I have addressed previously how multi-node writing causes unexpected deadlocks in PXC, at least, it is unexpected unless you know how Galera replication works. This is a complicated topic and I personally feel like I’m only just starting to wrap my head around it.
The magic of Galera replication
The short of it is that Galera replication is not a doing a full 2-phase commit to replicate (where all nodes commit synchronously with the client), but it is instead something Codership calls “virtually synchronous” replication. This could either be clever marketing or clever engineering, at least at face value. However, I believe it really is clever engineering and that it is probably the best compromise for performance and data protection out there.
There’s likely a lot more depth we could cover in this definition, but fundamentally “virtually synchronous replication” means:
- Writesets (or “transactions”) are replicated to all available nodes in the cluster on commit (and enqueued on each).
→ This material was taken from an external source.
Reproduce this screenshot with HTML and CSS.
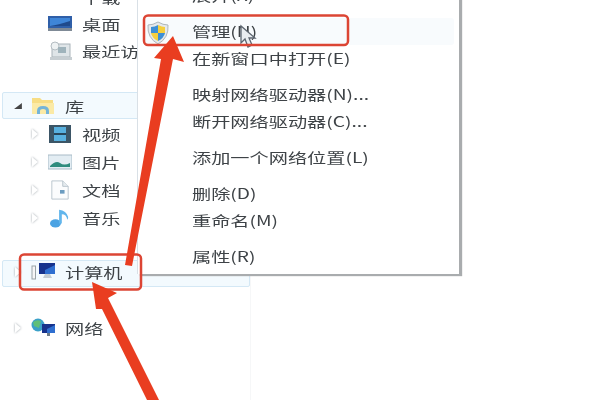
FILE: index.html
```html
<!DOCTYPE html>
<html lang="zh-CN">
<head>
<meta charset="utf-8">
<title>计算机右键菜单</title>
<link rel="stylesheet" href="styles.css">
</head>
<body>
<div class="scene">
  <nav class="tree">
    <div class="row top-row">
      <span class="caret"></span>
      <svg class="icon" viewBox="0 0 24 20"><path d="M3 2l8-2 9 4-2 7-9 1-6-3z" fill="#e6b53a"/><path d="M11 4l9 0-2 7-7 1z" fill="#4d9bd4"/></svg>
      <span class="label">下载</span>
    </div>
    <div class="row">
      <span class="caret"></span>
      <svg class="icon" viewBox="0 0 24 20"><rect x="0" y="2" width="24" height="14" fill="#2f5fa8"/><rect x="2" y="4" width="20" height="8" fill="#3f86d8"/><rect x="0" y="14" width="24" height="3" fill="#7f8a96"/><path d="M2 12q8-1 20-5v5z" fill="#1f4a8c"/></svg>
      <span class="label">桌面</span>
    </div>
    <div class="row">
      <span class="caret"></span>
      <svg class="icon" viewBox="0 0 24 20"><rect x="4" y="3" width="18" height="13" fill="#dfe5e8" stroke="#aab4ba"/><circle cx="7" cy="5" r="4" fill="#eef2f3" stroke="#b4bdc2"/><rect x="10" y="6" width="8" height="6" fill="#9fb3bb"/><rect x="2" y="16" width="22" height="3" fill="#c7ced2"/></svg>
      <span class="label">最近访问</span>
    </div>

    <div class="row selected lib-row">
      <span class="caret open"></span>
      <svg class="icon" viewBox="0 0 24 20"><path d="M1 2h8l2 2h11v14H1z" fill="#f7dd84"/><path d="M1 7h22v11H1z" fill="#fbeaa6"/><path d="M6 18v-3q0-5 6-5t6 5v3h-3v-3q0-2-3-2t-3 2v3z" fill="#74b4d8"/></svg>
      <span class="label">库</span>
    </div>
    <div class="row indent first-indent">
      <span class="caret"></span>
      <svg class="icon" viewBox="0 0 24 20"><rect x="1" y="1" width="22" height="18" fill="#3b5566"/><rect x="6" y="3" width="12" height="14" fill="#58b0de"/><path d="M6 10h12" stroke="#27465a" stroke-width="2"/></svg>
      <span class="label">视频</span>
    </div>
    <div class="row indent">
      <span class="caret"></span>
      <svg class="icon" viewBox="0 0 24 20"><rect x="0" y="3" width="24" height="14" fill="#e3edf3" stroke="#a9bcc8"/><path d="M2 14q6-6 10-3t10 0v4H2z" fill="#2f8c7e"/></svg>
      <span class="label">图片</span>
    </div>
    <div class="row indent">
      <span class="caret"></span>
      <svg class="icon" viewBox="0 0 24 22"><path d="M3 1h12l6 6v14H3z" fill="#fbfcfd" stroke="#b6c2cb"/><path d="M15 1v6h6" fill="#e5ebef" stroke="#b6c2cb"/><rect x="12" y="11" width="5" height="4" fill="#6c9cc0"/></svg>
      <span class="label">文档</span>
    </div>
    <div class="row indent">
      <span class="caret"></span>
      <svg class="icon" viewBox="0 0 24 22"><ellipse cx="7" cy="17" rx="6" ry="4.5" fill="#4ba3e3"/><path d="M11 17V2q8 1 10 8 0 2-1 3-1-6-6-6v10z" fill="#62b6ec"/></svg>
      <span class="label">音乐</span>
    </div>

    <div class="row selected wide pc-row">
      <span class="caret"></span>
      <svg class="icon pc-icon" viewBox="0 0 25 20"><rect x="1" y="4" width="3.5" height="13" fill="#f6f6f6" stroke="#9aa4a8"/><rect x="8" y="1" width="16" height="11" fill="#16328c"/><path d="M14 8l10-5v9H14z" fill="#2f6fd0"/><path d="M14 12h5l2 4H12z" fill="#c3ccd3"/></svg>
      <span class="label">计算机</span>
    </div>
    <div class="row net-row">
      <span class="caret"></span>
      <svg class="icon pc-icon" viewBox="0 0 25 20"><circle cx="7" cy="7" r="6.5" fill="#3aa0c8"/><path d="M2 4q4-3 8-1l-2 7-5-2z" fill="#5fbf78"/><rect x="11" y="6" width="13" height="9" fill="#16328c"/><path d="M16 11l8-4v8h-8z" fill="#2f6fd0"/><path d="M16 15h3v3h-3z" fill="#6c7a88"/></svg>
      <span class="label">网络</span>
    </div>
  </nav>

  <div class="menu">
    <div class="item"><span class="label">展开(X)</span></div>
    <div class="group">
      <div class="item hover">
        <svg class="shield" viewBox="0 0 22 24"><path d="M11 1q5 3 10 3 1 13-10 19Q0 17 1 4q5 0 10-3z" fill="#e5e9ec" stroke="#aeb6bb"/><path d="M11 4v8H4q0-4 0-6 4 0 7-2z" fill="#3d8fd6"/><path d="M11 4q4 2 7 2v6h-7z" fill="#f5cf3e"/><path d="M4 12h7v8q-6-3-7-8z" fill="#f5cf3e"/><path d="M11 12h7q-1 5-7 8z" fill="#3d8fd6"/></svg>
        <span class="label">管理(N)</span>
      </div>
      <div class="item"><span class="label">在新窗口中打开(E)</span></div>
    </div>
    <div class="group">
      <div class="item"><span class="label">映射网络驱动器(N)...</span></div>
      <div class="item"><span class="label">断开网络驱动器(C)...</span></div>
    </div>
    <div class="group">
      <div class="item"><span class="label">添加一个网络位置(L)</span></div>
    </div>
    <div class="group">
      <div class="item"><span class="label">删除(D)</span></div>
      <div class="item"><span class="label">重命名(M)</span></div>
    </div>
    <div class="group">
      <div class="item"><span class="label">属性(R)</span></div>
    </div>
  </div>

  <svg class="marks" viewBox="0 0 600 400">
    <path d="M241 26v17l4-4 3 8 4-2-3-7h6z" fill="#e9edf0" stroke="#5d6670" stroke-width="1.3"/>
    <rect x="144" y="15.5" width="204" height="29.5" rx="4" class="box"/>
    <rect x="20" y="254.5" width="121" height="35" rx="4" class="box"/>
    <path d="M173 36 184 62 173 59 132 266 125 265 161 59 154 58Z" class="arrow"/>
    <path d="M92 282 117 293 108 298 159 400 147 400 102 309 96 309Z" class="arrow"/>
  </svg>
</div>
</body>
</html>
```
FILE: styles.css
```css
html, body {
  margin: 0;
  padding: 0;
  background: #fff;
  overflow: hidden;
}
.scene {
  position: relative;
  width: 600px;
  height: 400px;
  overflow: hidden;
  background: #fff;
  filter: blur(0.7px);
  font-family: "Noto Sans CJK SC", "Liberation Sans", sans-serif;
  color: #3e4347;
}
.label {
  display: inline-block;
  white-space: nowrap;
  font-size: 14px;
  font-weight: 400;
  line-height: 20px;
  transform: scaleX(1.37);
  transform-origin: left center;
}
.tree {
  width: 250px;
  height: 420px;
  margin-top: -17px;
  border-right: 1px solid #f6f7f8;
  display: flex;
  flex-direction: column;
}
.row {
  display: flex;
  align-items: center;
  height: 27px;
  flex: none;
  box-sizing: border-box;
  padding-left: 45px;
  border: 1px solid transparent;
  border-radius: 2px;
  margin-left: 2px;
}
.row .caret { display: none; }
.indent .caret, .selected .caret, .net-row .caret {
  display: block;
  width: 0;
  height: 0;
  flex: none;
  border-left: 6px solid #fff;
  border-top: 5px solid transparent;
  border-bottom: 5px solid transparent;
  margin-left: -16px;
  margin-right: 10px;
  filter: drop-shadow(0 0 1px #9aa2a8);
}
.caret.open {
  border-left: 6px solid transparent !important;
  border-top: 0 !important;
  border-bottom: 6px solid #444 !important;
  filter: none !important;
  transform: scaleX(1.3);
}
.icon { width: 24px; height: 20px; flex: none; margin-right: 10px; }
.selected {
  background: #f3fafe;
  border-color: #d4e8f5;
}
.lib-row { margin-top: 28px; padding-left: 28px; width: 250px; }
.indent { height: 28px; }
.first-indent { margin-top: 1px; }
.pc-row { margin-top: 28px; padding-left: 28px; padding-bottom: 3px; width: 248px; }
.net-row { margin-top: 27px; padding-left: 28px; }
.pc-icon { width: 25px; margin-right: 9px; }

.menu {
  position: absolute;
  left: 137px;
  top: -21px;
  width: 322px;
  box-sizing: border-box;
  padding: 2.5px 5px 4.5px;
  background: #fff;
  border-left: 1px solid #d9e0e6;
  box-shadow: 3px 2px 1px #a9acae;
}
.group { margin-top: 9px; }
.item {
  display: flex;
  align-items: center;
  height: 27px;
  padding-left: 49px;
}
.item.hover {
  position: relative;
  background: #f8fbfd;
  border-radius: 3px;
}
.shield {
  position: absolute;
  left: 4px;
  top: 3px;
  width: 22px;
  height: 24px;
}
.marks {
  position: absolute;
  left: 0;
  top: 0;
  width: 600px;
  height: 400px;
}
.box {
  fill: none;
  stroke: #dc4534;
  stroke-width: 2.5;
}
.arrow { fill: #e93d20; }
```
- EDIT: Writesets are then “certified” on every node (in order). This certification should be deterministic on every node, so every node either accepts or rejects the writeset. There is no way for a node to tell the rest of the cluster a writeset didn’t pass certification (or this would be a form of two-phase commit), so the only way nodes might get different certification results is if there is a Galera bug.
- Enqueued writesets are applied on those nodes independently and asynchronously from the original commit on the source node. And:
- At this point the transaction can and should be considered permanent in the cluster. But how can that be true if they are not applied? Because:
- Galera can do conflict detection between different writesets, so enqueued (but not yet committed) writesets are protected from local conflicting commits until our replicated writeset is committed. AND:
- When the writeset is actually applied on a given node, any locking conflicts it detects with open (not-yet-committed) transactions on that node cause that open transaction to get rolled back.
- Writesets being applied by replication threads always win.
Seeing when replication conflicts happen
This brings me to my topic for today, the mysterious SHOW GLOBAL STATUS variables called:
I found that understanding these helped me understand Galera replication better. If you are experiencing the “unexpected deadlocks” problem, then you are likely seeing one or both of these counters increase over time, but what do they mean?
Actually, they are two sides to the same coin (kind of). Both apply to some local transaction getting aborted and rolled back, and the difference comes down to when and how that transaction conflict was detected. It turns out there are two possible ways:
The Galera documentation states that this is the:
Total number of local transactions that failed certification test.
What is a local certification test? It’s quite simple: On COMMIT, galera takes the writeset for this transaction and does conflict detection against all pending writesets in the local queue on this node. If there is a conflict, the deadlock on COMMIT error happens (which shouldn’t happen in normal Innodb), the transaction is rolled back, and this counter is incremented.
To put it another way, some other conflicting write from some other node was committed before we could commit, and so we must abort.
This local certification failure is only triggered by a Galera writeset comparison operation comparing a given to-be-commited writeset to all other writesets enqueued locally on the local node. The local transaction always loses.
EDIT: certification happens on every node. A ‘local’ certification failure is only counted on the node that was the source of the transaction.
Again, the Galera documentation states that this is the:
Total number of local transactions that were aborted by slave transactions while in execution.
This kind of sounds like the same thing, but this is actually an abort from the opposite vector: instead of a local transaction triggering the failure on commit, this is triggered by Galera replication threads applying replicated transactions.
To be clearer: a transaction was open on this node (not-yet-committed), and a conflicting writeset from some other node that was being applied caused a locking conflict. Again, first committed (from some other node) wins, so our open transaction is again rolled back. “bf” stands for brute-force: any transaction can get aborted by galera any time it is necessary.
Note that this conflict happens only when the replicated writeset (from some other node) is being applied, not when it’s just sitting in the queue. If our local transaction got to its COMMIT and this conflicting writeset was in the queue, then it should fail the local certification test instead.
A brute force abort is only triggered by a locking conflict between a writeset being applied by a slave thread and an open transaction on the node, not by a Galera writeset comparison as in the local certification failure.
Testing it all out
So this is the part of the post where I wanted to show that these counters were being incremented using an example from my last post. Those examples should trigger brute force aborts, but they didn’t seem to increment either of these counters on any of my testing nodes. Codership agrees this seems like a bug and is investigating. I’ll update this post if and when an actual bug is opened, but I have seen these counters being incremented in the wild, so any bug is likely some edge case.
By the way, I can’t think of how to reliably produce local certification errors without just a lot of fast modifications to a single row, because those depend on the replication queue being non-empty and I don’t know any way to pause the Galera queue for a controlled experiment.